Get access to the source code of a current emulator. I personally use Final Burn Neo, as I can open that in visual studio 2019 and make changes and introduce new debugging code to see how the implementation is working. One other reason I like FBN as opposed to MAME from a source perspective is that the emulator is not as abstracted as MAME and easier to follow from an implementation perspective. You might be able to use MAME, but I don’t have that setup on my machine currently, just the binaries.
So, in Final Burn Neo, what I do is I add debug print statements on both the 68k address bus portion and also in the main game driver.
In my CPU module, I also add a print statement to get the same information:

if(!ASn && BGACKn) begin
            //debugging 
             if(debug) 
                $fwrite(fd, "time: %t, addr: %h, uds: %h, lds: %h, rw: %h, cpu_dout: %h, cpu_din: %h, sel_status: %b\n", $time/1000, addr_8, UDSn, LDSn, RW, cpu_dout, cpu_din, {sel_rom, sel_ram, sel_sram, sel_z80, sel_gp9001, sel_io});

With this method, the $fwrite will write out to a file I have defined some lines above.
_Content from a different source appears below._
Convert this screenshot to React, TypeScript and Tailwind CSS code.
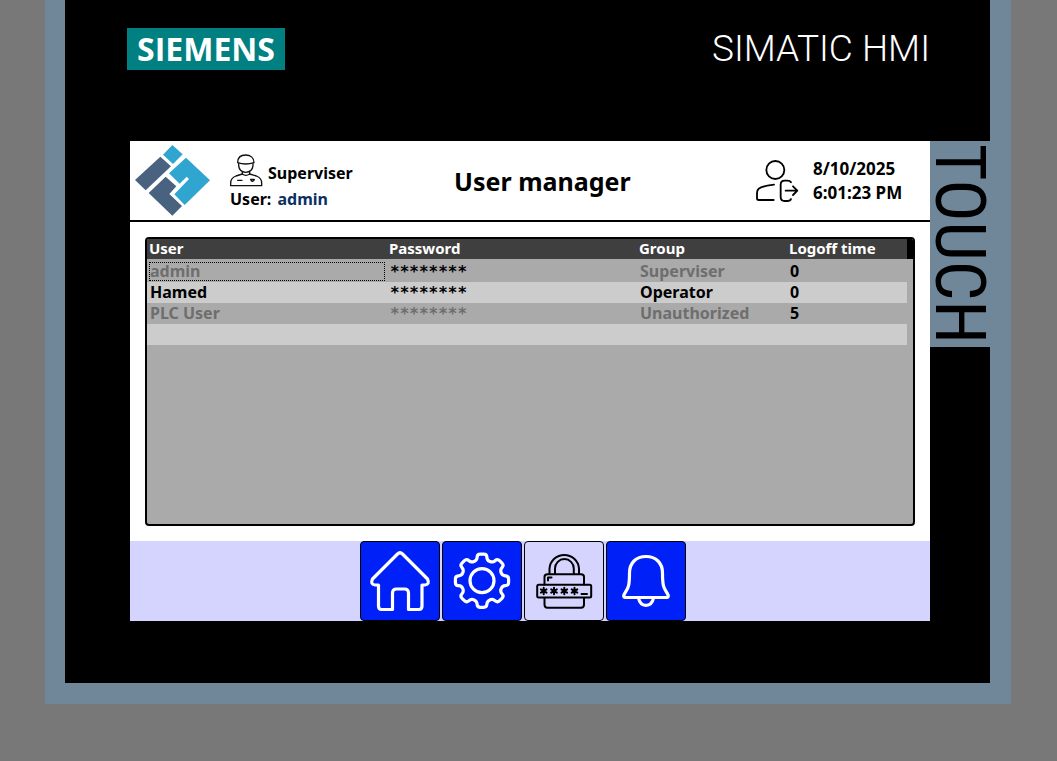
import type { ReactNode } from "react";

type UserRow = {
  name: string;
  group: string;
  logoff: number;
  nameClass: string;
  passwordClass: string;
  selected?: boolean;
};

const users: UserRow[] = [
  { name: "admin", group: "Superviser", logoff: 0, nameClass: "text-[#6e6e6e]", passwordClass: "text-black", selected: true },
  { name: "Hamed", group: "Operator", logoff: 0, nameClass: "text-black", passwordClass: "text-black" },
  { name: "PLC User", group: "Unauthorized", logoff: 5, nameClass: "text-[#6e6e6e]", passwordClass: "text-[#6e6e6e]" },
];

// Closed gear outline: eight teeth with rounded corners.
function gearPath(cx: number, cy: number, outer: number, root: number): string {
  const pts: [number, number][] = [];
  for (let i = 0; i < 8; i++) {
    const corners: [number, number][] = [[-10, outer], [10, outer], [14, root], [31, root]];
    for (const [offset, r] of corners) {
      const a = ((i * 45 - 90 + offset) * Math.PI) / 180;
      pts.push([cx + r * Math.cos(a), cy + r * Math.sin(a)]);
    }
  }
  const n = pts.length;
  const toward = (p: [number, number], q: [number, number]) => {
    const len = Math.hypot(q[0] - p[0], q[1] - p[1]);
    const d = Math.min(3, len / 2);
    return `${(p[0] + ((q[0] - p[0]) * d) / len).toFixed(2)} ${(p[1] + ((q[1] - p[1]) * d) / len).toFixed(2)}`;
  };
  return (
    pts
      .map((p, i) => {
        const prev = pts[(i + n - 1) % n];
        const next = pts[(i + 1) % n];
        return `${i ? "L" : "M"}${toward(p, prev)}Q${p[0].toFixed(2)} ${p[1].toFixed(2)} ${toward(p, next)}`;
      })
      .join("") + "Z"
  );
}

function Logo() {
  return (
    <svg viewBox="30 27 228 216" className="h-[72px] w-[76px] shrink-0" role="img" aria-label="Company logo">
      <path fill="#2fa5cf" d="M142 27 173 55 144 84 114 56Z" />
      <path fill="#48627f" d="M106 62 138 91 62 163 30 132Z" />
      <path fill="#2fa5cf" d="M183 65 255 133 179 207 148 175 192 129 185 122 164 143 132 112Z" />
      <path fill="#48627f" d="M122 122 154 151 133 174 171 210 142 239 71 171Z" />
    </svg>
  );
}

function WorkerIcon() {
  return (
    <svg viewBox="315 57 102 99" className="h-[33px] w-[34px] shrink-0" fill="none" stroke="#111" strokeWidth="4" strokeLinejoin="round" strokeLinecap="round" aria-hidden="true">
      <path d="M338 83C338 68 348 60 362 60S387 68 387 83Q375 87 362 87T338 83Z" />
      <path d="M341 86V92Q343 111 362 112 382 111 384 92V86" />
      <path d="M352 111V117L333 123Q317 129 317 144V152H410V144Q410 129 394 123L374 117V111M352 117Q362 125 374 117" />
      <path d="M338 136H351M377 133H388L386 137 382 139 379 137Z" />
    </svg>
  );
}

function LogoutIcon() {
  return (
    <svg viewBox="49 43 129 126" className="h-[42px] w-[43px]" fill="none" stroke="#000" strokeWidth="5.5" strokeLinecap="round" strokeLinejoin="round" aria-hidden="true">
      <circle cx="107" cy="73" r="27" />
      <path d="M103 117Q71 120 57 129 52 133 52 142V158Q52 163 57 163H102" />
      <path d="M154 110Q151 105 143 105H135Q123 105 123 117V154Q123 166 135 166H143Q152 166 154 160M138 135H172M160 122 173 135 160 148" />
    </svg>
  );
}

const homeIcon = (
  <path d="M37.5 13Q40 10.500 42.500 13L67.500 38Q70 43.500 65 44H62V65Q62 68.500 59 68.500H48.500V52Q48.500 48 44.500 48H36.500Q32.500 48 32.500 52V68.500H21.500Q18.500 68.500 18.500 65V44H15Q10 43.500 12.500 38Z" />
);

const gearIcon = (
  <>
    <path d={gearPath(40, 39.7, 27, 21)} />
    <circle cx="40" cy="39.700" r="12" />
  </>
);

const passwordIcon = (
  <>
    <path d="M25.500 33V27.500A14.800 14.800 0 0 1 55 27.500V33M31 33V27.500A9.400 9.400 0 0 1 49.800 27.500V33" />
    <path d="M20.500 43.500V36Q20.500 33.300 23.500 33.300H57Q60 33.300 60 36V43.500M20.500 57V63.500Q20.500 66.700 23.500 66.700H57Q60 66.700 60 63.500V57M24 39.500V36.500H27.500" />
    <rect x="13.200" y="43.700" width="54" height="12.800" rx="1.500" />
    {[19.7, 30, 40.3, 50.5].map((x) => (
      <path key={x} d={`M${x} 46.800V53.200M${x - 2.8} 48.400L${x + 2.8} 51.600M${x - 2.8} 51.600L${x + 2.8} 48.400`} />
    ))}
    <path d="M57.500 53H63" />
  </>
);

const bellIcon = (
  <>
    <path d="M23.500 32C23.500 22 30 15.500 40 15.500S56.500 22 56.500 32C56.500 46 58 47 61 52Q64 56.500 60 56.500H20Q16 56.500 19 52C22 47 23.500 46 23.500 32Z" />
    <path d="M32.500 57Q34 64.300 40 64.300T47.500 57" />
  </>
);

function NavButton({ label, active, children }: { label: string; active?: boolean; children: ReactNode }) {
  return (
    <button
      type="button"
      aria-label={label}
      aria-current={active ? "page" : undefined}
      className={`size-20 rounded border border-black ${active ? "bg-[#d5d4ff] text-black" : "bg-[#0020f8] text-white"}`}
    >
      <svg viewBox="1 1 78 78" className="size-full" fill="none" stroke="currentColor" strokeWidth={active ? 2 : 3.2} strokeLinecap="round" strokeLinejoin="round" aria-hidden="true">
        {children}
      </svg>
    </button>
  );
}

function UserTable() {
  return (
    <div className="min-h-[289px] overflow-hidden rounded border-2 border-black bg-[#aaaaaa]">
      <table className="w-full table-fixed border-collapse text-left text-base leading-[19px] font-bold">
        <colgroup>
          <col className="w-[240px]" />
          <col className="w-[250px]" />
          <col className="w-[150px]" />
          <col />
          <col className="w-[6px]" />
        </colgroup>
        <thead>
          <tr className="h-5 bg-[#3f3f3f] text-[15px] leading-[18px] text-white">
            {["User", "Password", "Group", "Logoff time"].map((title) => (
              <th key={title} scope="col" className="px-0.5 pt-0 pb-0.5 font-bold">{title}</th>
            ))}
            <td className="bg-black p-0" />
          </tr>
        </thead>
        <tbody>
          <tr aria-hidden="true" className="h-0.5"><td colSpan={5} className="p-0" /></tr>
          {users.map((user) => (
            <tr key={user.name} className="group h-[21px]">
              <td className={`p-0 group-odd:bg-[#cccccc] ${user.nameClass}`}>
                <div className={`mr-0.5 ml-0.5 h-[19px] border border-dotted leading-[17px] ${user.selected ? "border-black" : "border-transparent"}`}>{user.name}</div>
              </td>
              <td className={`px-[3px] py-0 font-['DejaVu_Sans_Mono',monospace] group-odd:bg-[#cccccc] ${user.passwordClass}`}>********</td>
              <td className={`px-[3px] py-0 group-odd:bg-[#cccccc] ${user.nameClass}`}>{user.group}</td>
              <td className="px-[3px] py-0 group-odd:bg-[#cccccc]">{user.logoff}</td>
              <td className="p-0" />
            </tr>
          ))}
          <tr className="h-[21px]">
            <td colSpan={4} className="bg-[#cccccc] p-0" />
            <td className="p-0" />
          </tr>
        </tbody>
      </table>
    </div>
  );
}

export default function App() {
  return (
    <div className="min-h-screen bg-[#787878] pr-[46px] pb-14 pl-[45px] font-['Noto_Sans',sans-serif] text-black">
      <div className="border-r-[21px] border-b-[21px] border-l-[20px] border-[#70879a] bg-black pb-[62px]">
        <div className="flex h-[141px] items-start justify-between pt-7 pr-[60px] pl-[62px]">
          <div className="flex h-[42px] w-[158px] items-center justify-center bg-[#008080] font-['Open_Sans',sans-serif] text-[32px] font-bold text-white">SIEMENS</div>
          <div className="font-['Roboto',sans-serif] text-[37px] leading-[42px] font-light text-white">SIMATIC HMI</div>
        </div>
        <div className="flex items-start pl-[65px]">
          <main className="min-w-0 flex-1 bg-white">
            <header className="flex h-[81px] items-center border-b-2 border-black pr-[25px] pl-[5px] font-bold">
              <Logo />
              <div className="ml-[19px] pt-1">
                <div className="flex items-center gap-1">
                  <WorkerIcon />
                  <span className="pt-1">Superviser</span>
                </div>
                <div className="leading-6">User: <span className="ml-0.5 text-[#0b2f63]">admin</span></div>
              </div>
              <h1 className="flex-1 pr-6 text-center text-[25px] leading-8 font-bold">User manager</h1>
              <button type="button" aria-label="Log out"><LogoutIcon /></button>
              <div className="ml-[14px] w-[92px] text-[17px] leading-6 whitespace-nowrap">
                <div>8/10/2025</div>
                <div>6:01:23 PM</div>
              </div>
            </header>
            <section className="px-[15px] py-[15px]">
              <UserTable />
            </section>
            <nav className="flex justify-center gap-0.5 bg-[#d5d4ff] pr-[14px]">
              <NavButton label="Home">{homeIcon}</NavButton>
              <NavButton label="Settings">{gearIcon}</NavButton>
              <NavButton label="User manager" active>{passwordIcon}</NavButton>
              <NavButton label="Alarms">{bellIcon}</NavButton>
            </nav>
          </main>
          <div className="flex h-[206px] w-[60px] items-center justify-center bg-[#70879a]">
            <span className="font-['Liberation_Sans_Narrow','Roboto_Condensed','Roboto',sans-serif] text-[70px] leading-[60px] [writing-mode:vertical-rl]">TOUCH</span>
          </div>
        </div>
      </div>
    </div>
  );
}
I can compare the log output from the test bench to the one produced by the emulator which is known working, and iron out any issues in the booting process. This technique for address bus debugging is a very important thing to use especially for problematic games that don’t seem to boot for you. Basically, you will check if the address bus sequence matches that of the emulator, and if not, you can make changes until it does.

Next Steps

Now that you have your main CPU module constructed, as well as placeholder connections for external modules, the next step is to implement and design the subsystems of the game. These are systems like Audio and Graphics processing, as well as rendering.